Assistant Professor at the Indian Institute of Management (IIM) Sambalpur Sumita Sindhi explained that regulations to protect the environment and ensure the rights of communities involved have had a very little impact on the ground when it comes to the mining sector.
“There is no doubt that overall improvement in the lives of communities and environment (like tackling land degradation) is an integral part of the sustainable development goals … the intent is very good but the actual performance on these parameters has been dismal. For instance, studies that I did showed a poor impact on the lives of women. Women were not getting equal pay even if they were doing the same amount of work in mines, sex work in mining areas increase and they faced increased instances of violence with their husbands spending more on liquor due to higher earnings from mines,” Sindhi told Mongabay-India.
She further said that in many cases women had to cover longer distances to procure forest produce or for water which speaks poorly about the transition that came into their lives due to mining.
“What is needed is a stricter implementation of rules to ensure justice for communities and environment otherwise the problems will remain as it is despite a plethora of laws. I also believe the environmental aspects of mining, including water issues, needs to be urgently looked at. This is also important from the perspective of climate change in the context of mining’s impact on land degradation, forests and water bodies,” she said.
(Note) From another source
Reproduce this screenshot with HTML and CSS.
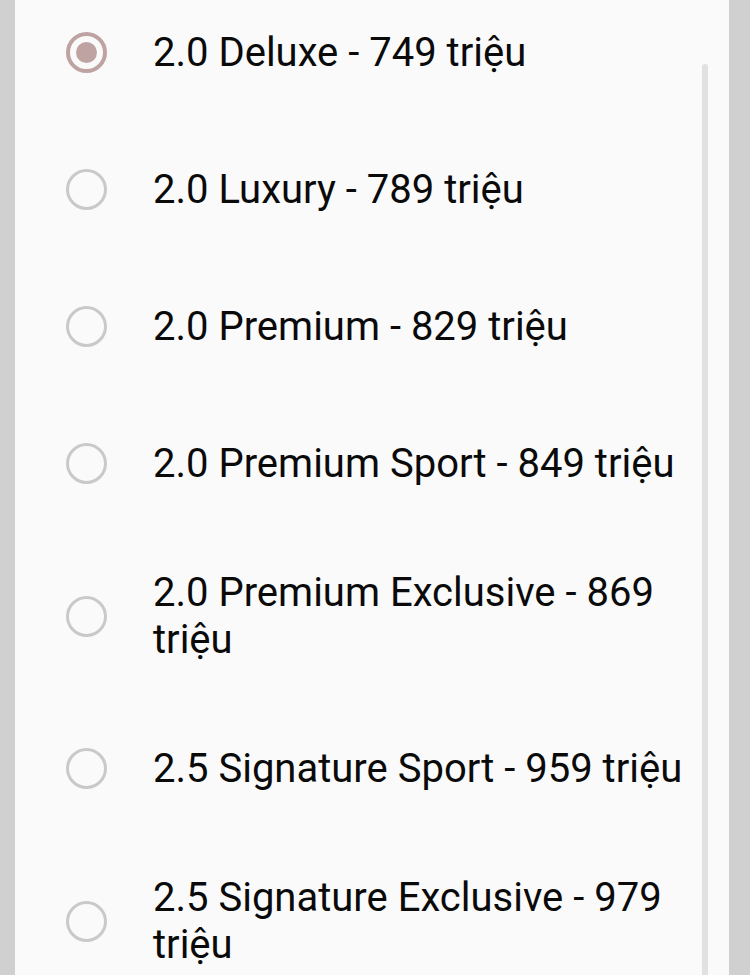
FILE: index.html
```html
<!DOCTYPE html>
<html lang="vi">
<head>
    <meta charset="UTF-8">
    <meta name="viewport" content="width=device-width, initial-scale=1.0">
    <title>Chọn phiên bản</title>
    <link rel="stylesheet" href="styles.css">
</head>
<body>
    <div class="sheet">
        <ul class="options">
            <li class="option">
                <span class="radio checked"></span>
                <span class="label">2.0 Deluxe - 749 triệu</span>
            </li>
            <li class="option">
                <span class="radio"></span>
                <span class="label">2.0 Luxury - 789 triệu</span>
            </li>
            <li class="option">
                <span class="radio"></span>
                <span class="label">2.0 Premium - 829 triệu</span>
            </li>
            <li class="option">
                <span class="radio"></span>
                <span class="label">2.0 Premium Sport - 849 triệu</span>
            </li>
            <li class="option">
                <span class="radio"></span>
                <span class="label">2.0 Premium Exclusive - 869 triệu</span>
            </li>
            <li class="option">
                <span class="radio"></span>
                <span class="label">2.5 Signature Sport - 959 triệu</span>
            </li>
            <li class="option">
                <span class="radio"></span>
                <span class="label">2.5 Signature Exclusive - 979 triệu</span>
            </li>
        </ul>
        <div class="scrollbar"></div>
    </div>
</body>
</html>
```

FILE: styles.css
```css
body {
    margin: 0;
    padding: 0 21px 0 15px;
    height: 975px;
    overflow: hidden;
    background-color: #d0d0d0;
    color: #0a0a0a;
    font-family: Roboto, "Noto Sans", sans-serif;
}

.sheet {
    position: relative;
    height: 100%;
    background: #fafafa;
    overflow: hidden;
}

.options {
    list-style: none;
    margin: -16px 0 0;
    padding: 0 40px 0 51px;
}

.option {
    display: flex;
    align-items: center;
    gap: 46px;
    min-height: 137px;
    padding: 37px 0;
    box-sizing: border-box;
}

.radio {
    flex: none;
    width: 41px;
    height: 41px;
    box-sizing: border-box;
    border: 3px solid #c9c9c9;
    border-radius: 50%;
    position: relative;
}

.radio.checked {
    border: 4px solid #bfa3a3;
}

.radio.checked::after {
    content: "";
    position: absolute;
    left: 6px;
    top: 6px;
    width: 21px;
    height: 21px;
    border-radius: 50%;
    background: #bfa3a3;
}

.label {
    font-size: 40px;
    line-height: 47px;
}

.scrollbar {
    position: absolute;
    left: 687px;
    top: 64px;
    bottom: 0;
    width: 6px;
    border-radius: 3px 3px 0 0;
    background: #e1e1e3;
}
```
Vijay Kumar emphasised that the idea behind involving representatives of communities while deciding how money from mining would be spent for the welfare of people was to ensure their say in the process. “But this has not happened as envisaged. The reason is that implementation of rules remains mechanical, there is not enough capacity of the planning and executing machinery and that there is not enough transparency and accountability,” Kumar said.